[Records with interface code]
++++++
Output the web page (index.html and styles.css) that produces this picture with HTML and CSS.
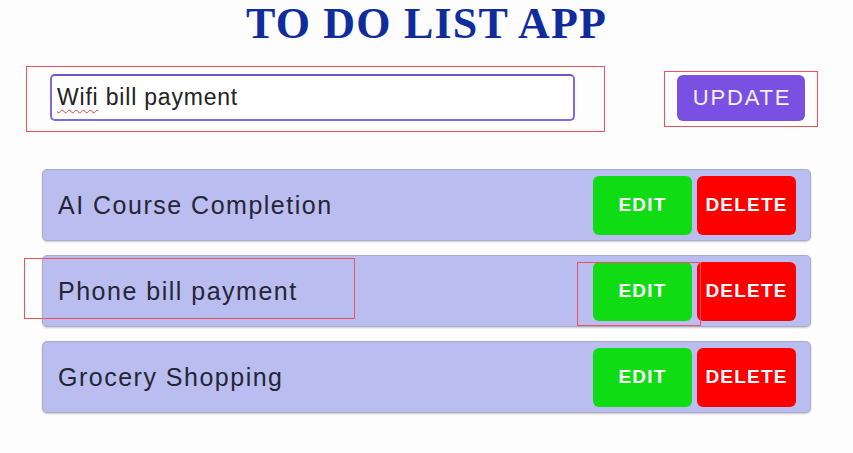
FILE: index.html
```html
<!DOCTYPE html>
<html lang="en">
<head>
<meta charset="utf-8">
<title>To Do List App</title>
<link rel="stylesheet" href="styles.css">
</head>
<body>
<main class="app">
  <h1 class="title">TO DO LIST APP</h1>
  <div class="form">
    <div class="input" role="textbox"><span class="input-text"><span class="misspelled">Wifi</span> bill payment</span></div>
    <button class="btn-update">UPDATE</button>
  </div>
  <ul class="list">
    <li class="item">
      <span class="item-text">AI Course Completion</span>
      <div class="actions">
        <button class="btn btn-edit">EDIT</button>
        <button class="btn btn-delete">DELETE</button>
      </div>
    </li>
    <li class="item">
      <span class="item-text">Phone bill payment</span>
      <div class="actions">
        <button class="btn btn-edit">EDIT</button>
        <button class="btn btn-delete">DELETE</button>
      </div>
    </li>
    <li class="item">
      <span class="item-text">Grocery Shopping</span>
      <div class="actions">
        <button class="btn btn-edit">EDIT</button>
        <button class="btn btn-delete">DELETE</button>
      </div>
    </li>
  </ul>
  <div class="mark mark-input"></div>
  <div class="mark mark-update"></div>
  <div class="mark mark-label"></div>
  <div class="mark mark-edit"></div>
</main>
</body>
</html>
```
FILE: styles.css
```css
* { box-sizing: border-box; }
html, body { margin: 0; padding: 0; }
body {
  background: #fdfdfe;
  font-family: "Liberation Sans", Arial, sans-serif;
  color: #222;
  width: 853px;
  height: 453px;
  overflow: hidden;
}
.app {
  position: relative;
  width: 853px;
  height: 453px;
}
.title {
  margin: 0;
  padding-top: 2px;
  text-align: center;
  font-family: "Liberation Serif", "Times New Roman", serif;
  font-weight: bold;
  font-size: 44px;
  line-height: 44px;
  letter-spacing: 1.2px;
  color: #102c9c;
}
.form {
  display: flex;
  align-items: center;
  margin-top: 28px;
  padding-left: 50px;
  gap: 102px;
}
.input {
  width: 525px;
  height: 47px;
  border: 2px solid #7b6ae8;
  border-top-color: #6a58c8;
  border-radius: 5px;
  background: #fff;
  padding-left: 5px;
  display: flex;
  align-items: center;
  font-size: 23px;
  letter-spacing: 0.8px;
  color: #222;
}
.misspelled {
  text-decoration: underline wavy #e04040;
  text-decoration-thickness: 1px;
  text-underline-offset: 4px;
}
.btn-update {
  width: 128px;
  height: 46px;
  border: none;
  border-radius: 6px;
  background: #7a50e2;
  color: #f4f0ff;
  font-family: "Liberation Sans", Arial, sans-serif;
  font-size: 22px;
  letter-spacing: 1.8px;
  padding: 0 0 0 2px;
}
.list {
  list-style: none;
  margin: 48px 0 0 42px;
  padding: 0;
  width: 769px;
  display: flex;
  flex-direction: column;
  gap: 14px;
}
.item {
  height: 72px;
  display: flex;
  align-items: center;
  justify-content: space-between;
  background: #b9bdf0;
  border: 1px solid #a9abc8;
  border-radius: 5px;
  box-shadow: 0 1px 2px rgba(0,0,0,0.2);
  padding: 0 14px 0 15px;
}
.item-text {
  font-size: 25px;
  letter-spacing: 1.5px;
  color: #252535;
}
.actions {
  display: flex;
  gap: 5px;
}
.btn {
  width: 99px;
  height: 59px;
  border: none;
  border-radius: 6px;
  color: #fff;
  font-family: "Liberation Sans", Arial, sans-serif;
  font-weight: bold;
  font-size: 19px;
  letter-spacing: 1.2px;
  padding: 0;
}
.btn-edit { background: #10dc14; }
.btn-delete { background: #ff0000; }
.mark {
  position: absolute;
  border: 1.5px solid #f2505c;
  pointer-events: none;
}
.mark-input { left: 26px; top: 66px; width: 579px; height: 66px; }
.mark-update { left: 664px; top: 71px; width: 154px; height: 56px; }
.mark-label { left: 24px; top: 258px; width: 331px; height: 61px; }
.mark-edit { left: 577px; top: 262px; width: 124px; height: 64px; }
```
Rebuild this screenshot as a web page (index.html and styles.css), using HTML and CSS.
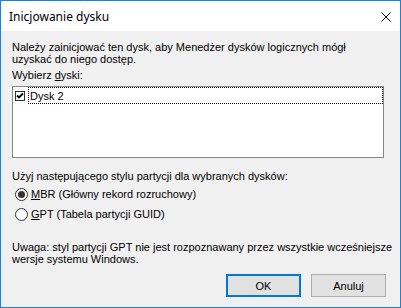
FILE: index.html
```html
<!DOCTYPE html>
<html lang="pl">
<head>
    <meta charset="UTF-8">
    <title>Inicjowanie dysku</title>
    <link rel="stylesheet" href="styles.css">
</head>
<body>
    <div class="window">
        <div class="titlebar">
            <div class="title">Inicjowanie dysku</div>
            <div class="close">
                <svg width="10" height="10" viewBox="0 0 10 10">
                    <path d="M0.5 0.5 L9.5 9.5 M9.5 0.5 L0.5 9.5" stroke="#000" stroke-width="1" fill="none"/>
                </svg>
            </div>
        </div>

        <div class="content">
            <div class="intro">Należy zainicjować ten dysk, aby Menedżer dysków logicznych mógł uzyskać do niego dostęp.</div>

            <div class="label">Wybierz <u>d</u>yski:</div>
            <div class="disk-list">
                <div class="disk-row">
                    <span class="checkbox">
                        <svg width="10" height="10" viewBox="0 0 10 10">
                            <path d="M2 4.5 L4 6.5 L8 2.5" stroke="#000" stroke-width="1.8" fill="none"/>
                        </svg>
                    </span>
                    <span class="disk-name">Dysk 2</span>
                </div>
            </div>

            <div class="label style-label">Użyj następującego stylu partycji dla wybranych dysków:</div>
            <div class="radio-row first">
                <span class="radio checked"></span>
                <span><u>M</u>BR (Główny rekord rozruchowy)</span>
            </div>
            <div class="radio-row">
                <span class="radio"></span>
                <span><u>G</u>PT (Tabela partycji GUID)</span>
            </div>

            <div class="note">Uwaga: styl partycji GPT nie jest rozpoznawany przez wszystkie wcześniejsze wersje systemu Windows.</div>

            <div class="buttons">
                <div class="button default">OK</div>
                <div class="button">Anuluj</div>
            </div>
        </div>
    </div>
</body>
</html>
```

FILE: styles.css
```css
body {
    margin: 0;
    background-color: #f0f0f0;
    font-family: "Liberation Sans", Arial, sans-serif;
    font-size: 11px;
    color: #000;
}
.window {
    width: 401px;
    height: 308px;
    box-sizing: border-box;
    border: 1px solid #1883d7;
    background-color: #f0f0f0;
    display: flex;
    flex-direction: column;
}
.titlebar {
    height: 30px;
    background-color: #fff;
    display: flex;
    align-items: center;
    justify-content: space-between;
    padding-left: 8px;
    padding-right: 9px;
}
.title {
    font-family: "Noto Sans", sans-serif;
    font-size: 12px;
    color: #000;
    padding-top: 1px;
}
.close {
    width: 10px;
    height: 10px;
    margin-top: 1px;
}
.close svg {
    display: block;
}
.content {
    padding: 10px 16px 0 11px;
    display: flex;
    flex-direction: column;
    line-height: 12px;
}
.intro {
    padding-right: 20px;
}
.label {
    margin-top: 4px;
}
.disk-list {
    margin-top: 5px;
    height: 72px;
    box-sizing: border-box;
    border: 1px solid #828790;
    background-color: #fff;
}
.disk-row {
    display: flex;
    align-items: flex-start;
}
.checkbox {
    width: 10px;
    height: 10px;
    box-sizing: border-box;
    border: 1px solid #333;
    margin: 4px 3px 0 2px;
}
.checkbox svg {
    display: block;
    margin: -1px;
}
.disk-name {
    flex: 1;
    height: 17px;
    box-sizing: border-box;
    border: 1px dotted #000;
    padding: 2px 1px;
    line-height: 12px;
}
.style-label {
    margin-top: 12px;
}
.radio-row {
    display: flex;
    align-items: center;
    height: 20px;
}
.radio-row.first {
    margin-top: 2px;
}
.radio {
    width: 13px;
    height: 13px;
    box-sizing: border-box;
    border: 1px solid #333;
    border-radius: 50%;
    background-color: #fff;
    margin: 0 3px 0 3px;
    display: flex;
    align-items: center;
    justify-content: center;
}
.radio.checked::after {
    content: "";
    width: 7px;
    height: 7px;
    border-radius: 50%;
    background-color: #333;
}
.note {
    margin-top: 17px;
    margin-right: -14px;
}
.buttons {
    display: flex;
    justify-content: flex-end;
    gap: 10px;
    margin-top: 9px;
    margin-right: -2px;
}
.button {
    width: 75px;
    height: 23px;
    box-sizing: border-box;
    border: 1px solid #adadad;
    background-color: #e1e1e1;
    display: flex;
    align-items: center;
    justify-content: center;
}
.button.default {
    border: 2px solid #0078d7;
}
```
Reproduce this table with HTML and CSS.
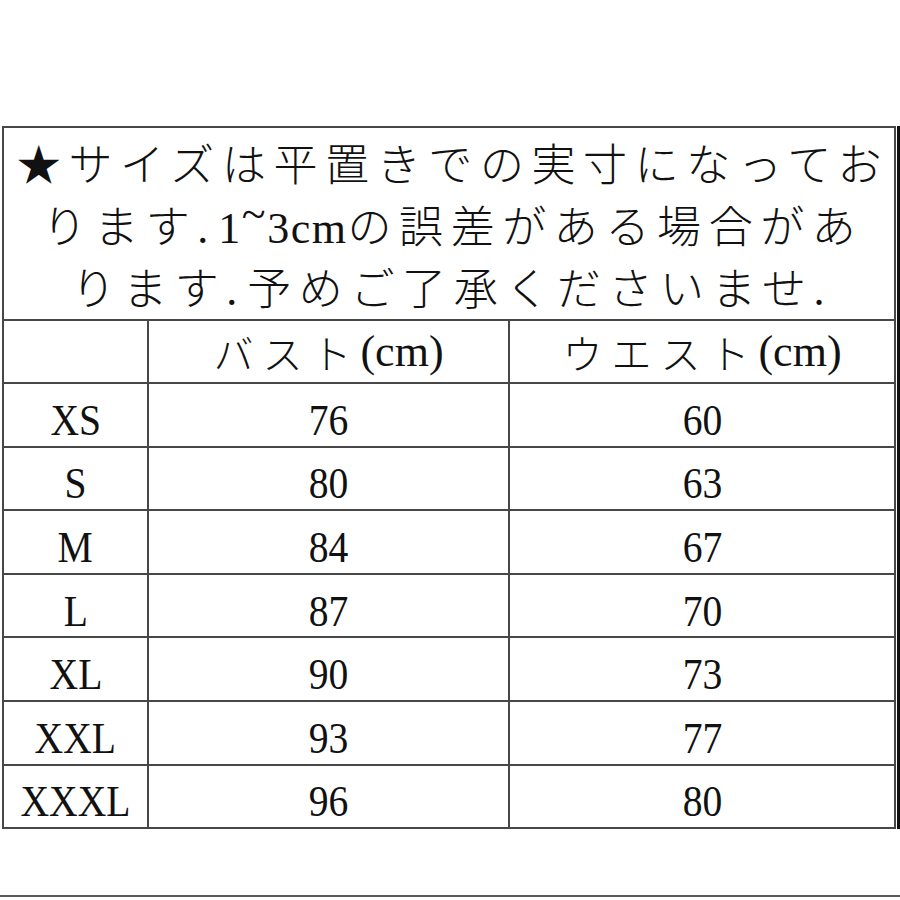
FILE: index.html
```html
<!DOCTYPE html>
<html lang="ja">
<head>
<meta charset="utf-8">
<title>サイズ表</title>
<link rel="stylesheet" href="styles.css">
</head>
<body>
<div class="frame">
  <div class="sheet">
    <div class="notice">
      <span class="line">★サイズは平置きでの実寸になってお</span>
      <span class="line">ります<span class="dot">.</span><span class="hw">1<span class="tilde">~</span>3cm</span>の誤差がある場合があ</span>
      <span class="line">ります<span class="dot">.</span>予めご了承くださいませ<span class="dot">.</span></span>
    </div>

    <div class="cell"></div>
    <div class="cell head"><span class="kana">バスト</span><span class="unit">(cm)</span></div>
    <div class="cell head"><span class="kana">ウエスト</span><span class="unit">(cm)</span></div>

    <div class="cell data"><span class="t">XS</span></div>
    <div class="cell data"><span class="t">76</span></div>
    <div class="cell data"><span class="t">60</span></div>

    <div class="cell data"><span class="t">S</span></div>
    <div class="cell data"><span class="t">80</span></div>
    <div class="cell data"><span class="t">63</span></div>

    <div class="cell data"><span class="t">M</span></div>
    <div class="cell data"><span class="t">84</span></div>
    <div class="cell data"><span class="t">67</span></div>

    <div class="cell data"><span class="t">L</span></div>
    <div class="cell data"><span class="t">87</span></div>
    <div class="cell data"><span class="t">70</span></div>

    <div class="cell data"><span class="t">XL</span></div>
    <div class="cell data"><span class="t">90</span></div>
    <div class="cell data"><span class="t">73</span></div>

    <div class="cell data"><span class="t">XXL</span></div>
    <div class="cell data"><span class="t">93</span></div>
    <div class="cell data"><span class="t">77</span></div>

    <div class="cell data"><span class="t">XXXL</span></div>
    <div class="cell data"><span class="t">96</span></div>
    <div class="cell data"><span class="t">80</span></div>
  </div>
</div>
<div class="rule"></div>
</body>
</html>
```

FILE: styles.css
```css
html, body {
  margin: 0;
  padding: 0;
  background: #ffffff;
}

body {
  width: 900px;
  height: 900px;
  overflow: hidden;
  font-family: "Liberation Serif", "Noto Sans CJK JP", serif;
  color: #111111;
}

.frame {
  margin-top: 126px;
  margin-left: 2px;
  width: 895px;
  display: flex;
  border-right: 3px solid #111;
}

.sheet {
  display: grid;
  grid-template-columns: 143px 359px 384px;
  grid-template-rows: 191px 61px repeat(7, 61.6px);
  gap: 2px;
  padding: 2px;
  background: #474747;
  width: 890px;
  margin-right: 1px;
}

.cell {
  background: #ffffff;
  display: flex;
  align-items: center;
  justify-content: center;
}

.notice {
  grid-column: 1 / 4;
  background: #ffffff;
  display: flex;
  flex-direction: column;
  align-items: center;
  padding-top: 8px;
  padding-left: 8px;
  font-size: 44px;
  font-weight: 300;
  line-height: 62px;
  letter-spacing: 7.6px;
  white-space: nowrap;
}

.line {
  display: block;
}

.dot {
  letter-spacing: 10px;
}

.hw {
  letter-spacing: 1.5px;
}

.tilde {
  display: inline-block;
  transform: translateY(-14px);
}

.head {
  font-size: 40px;
}

.kana {
  font-family: "Noto Sans CJK JP", sans-serif;
  font-weight: 300;
  letter-spacing: 9px;
}

.unit {
  font-family: "Liberation Serif", serif;
  font-size: 44px;
}

.data {
  font-size: 45px;
  padding-top: 10px;
  box-sizing: border-box;
}

.t {
  display: inline-block;
  transform: scaleX(0.88);
}

.rule {
  margin-top: 66px;
  height: 2px;
  background: #5a5a5a;
}
```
++++++
• The request: Give only a number: how many lines of the data hold the string "this"?

• Finished exercise: 3